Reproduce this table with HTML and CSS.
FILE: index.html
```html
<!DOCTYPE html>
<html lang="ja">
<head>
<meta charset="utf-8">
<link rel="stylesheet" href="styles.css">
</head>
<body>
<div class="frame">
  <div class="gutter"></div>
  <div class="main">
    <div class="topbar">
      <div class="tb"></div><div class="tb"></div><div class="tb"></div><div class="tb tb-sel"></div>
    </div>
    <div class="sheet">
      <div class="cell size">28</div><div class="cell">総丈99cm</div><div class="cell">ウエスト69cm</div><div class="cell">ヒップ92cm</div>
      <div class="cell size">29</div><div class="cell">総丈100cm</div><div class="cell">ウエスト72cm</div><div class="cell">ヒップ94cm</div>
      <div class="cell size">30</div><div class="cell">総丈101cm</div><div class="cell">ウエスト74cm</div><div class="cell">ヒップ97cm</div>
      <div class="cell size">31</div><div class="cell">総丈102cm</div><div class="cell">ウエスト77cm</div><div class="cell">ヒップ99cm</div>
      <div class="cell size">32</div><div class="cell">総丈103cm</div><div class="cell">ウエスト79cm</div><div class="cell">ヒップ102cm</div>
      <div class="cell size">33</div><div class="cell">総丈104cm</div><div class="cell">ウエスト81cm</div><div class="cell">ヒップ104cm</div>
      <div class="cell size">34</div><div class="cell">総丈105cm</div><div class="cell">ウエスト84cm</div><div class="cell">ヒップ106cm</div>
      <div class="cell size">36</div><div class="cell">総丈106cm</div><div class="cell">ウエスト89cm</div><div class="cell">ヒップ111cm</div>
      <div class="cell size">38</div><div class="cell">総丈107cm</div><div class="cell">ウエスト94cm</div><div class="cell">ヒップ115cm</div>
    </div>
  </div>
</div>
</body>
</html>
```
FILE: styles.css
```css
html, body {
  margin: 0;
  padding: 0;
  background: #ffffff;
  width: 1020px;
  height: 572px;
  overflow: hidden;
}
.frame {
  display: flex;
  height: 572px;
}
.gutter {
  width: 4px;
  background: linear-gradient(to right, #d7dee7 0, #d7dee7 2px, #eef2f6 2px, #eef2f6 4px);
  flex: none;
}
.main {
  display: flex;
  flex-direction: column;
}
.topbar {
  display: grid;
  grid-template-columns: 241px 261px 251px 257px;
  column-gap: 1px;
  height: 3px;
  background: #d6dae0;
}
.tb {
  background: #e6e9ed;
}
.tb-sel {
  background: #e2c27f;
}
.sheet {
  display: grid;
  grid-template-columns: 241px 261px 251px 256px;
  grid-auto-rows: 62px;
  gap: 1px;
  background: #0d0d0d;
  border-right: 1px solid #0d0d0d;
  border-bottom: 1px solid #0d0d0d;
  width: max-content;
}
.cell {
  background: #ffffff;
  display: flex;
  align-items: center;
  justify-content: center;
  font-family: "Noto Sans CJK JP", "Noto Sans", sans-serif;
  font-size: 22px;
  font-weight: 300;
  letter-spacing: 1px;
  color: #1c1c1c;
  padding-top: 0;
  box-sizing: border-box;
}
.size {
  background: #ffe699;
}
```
====================
Word for word, write out the data.

Reproduce this table with HTML and CSS.
FILE: index.html
```html
<!DOCTYPE html>
<html lang="ja">
<head>
<meta charset="utf-8">
<link rel="stylesheet" href="styles.css">
</head>
<body>
<div class="frame">
  <div class="gutter"></div>
  <div class="main">
    <div class="topbar">
      <div class="tb"></div><div class="tb"></div><div class="tb"></div><div class="tb tb-sel"></div>
    </div>
    <div class="sheet">
      <div class="cell size">28</div><div class="cell">総丈99cm</div><div class="cell">ウエスト69cm</div><div class="cell">ヒップ92cm</div>
      <div class="cell size">29</div><div class="cell">総丈100cm</div><div class="cell">ウエスト72cm</div><div class="cell">ヒップ94cm</div>
      <div class="cell size">30</div><div class="cell">総丈101cm</div><div class="cell">ウエスト74cm</div><div class="cell">ヒップ97cm</div>
      <div class="cell size">31</div><div class="cell">総丈102cm</div><div class="cell">ウエスト77cm</div><div class="cell">ヒップ99cm</div>
      <div class="cell size">32</div><div class="cell">総丈103cm</div><div class="cell">ウエスト79cm</div><div class="cell">ヒップ102cm</div>
      <div class="cell size">33</div><div class="cell">総丈104cm</div><div class="cell">ウエスト81cm</div><div class="cell">ヒップ104cm</div>
      <div class="cell size">34</div><div class="cell">総丈105cm</div><div class="cell">ウエスト84cm</div><div class="cell">ヒップ106cm</div>
      <div class="cell size">36</div><div class="cell">総丈106cm</div><div class="cell">ウエスト89cm</div><div class="cell">ヒップ111cm</div>
      <div class="cell size">38</div><div class="cell">総丈107cm</div><div class="cell">ウエスト94cm</div><div class="cell">ヒップ115cm</div>
    </div>
  </div>
</div>
</body>
</html>
```
FILE: styles.css
```css
html, body {
  margin: 0;
  padding: 0;
  background: #ffffff;
  width: 1020px;
  height: 572px;
  overflow: hidden;
}
.frame {
  display: flex;
  height: 572px;
}
.gutter {
  width: 4px;
  background: linear-gradient(to right, #d7dee7 0, #d7dee7 2px, #eef2f6 2px, #eef2f6 4px);
  flex: none;
}
.main {
  display: flex;
  flex-direction: column;
}
.topbar {
  display: grid;
  grid-template-columns: 241px 261px 251px 257px;
  column-gap: 1px;
  height: 3px;
  background: #d6dae0;
}
.tb {
  background: #e6e9ed;
}
.tb-sel {
  background: #e2c27f;
}
.sheet {
  display: grid;
  grid-template-columns: 241px 261px 251px 256px;
  grid-auto-rows: 62px;
  gap: 1px;
  background: #0d0d0d;
  border-right: 1px solid #0d0d0d;
  border-bottom: 1px solid #0d0d0d;
  width: max-content;
}
.cell {
  background: #ffffff;
  display: flex;
  align-items: center;
  justify-content: center;
  font-family: "Noto Sans CJK JP", "Noto Sans", sans-serif;
  font-size: 22px;
  font-weight: 300;
  letter-spacing: 1px;
  color: #1c1c1c;
  padding-top: 0;
  box-sizing: border-box;
}
.size {
  background: #ffe699;
}
```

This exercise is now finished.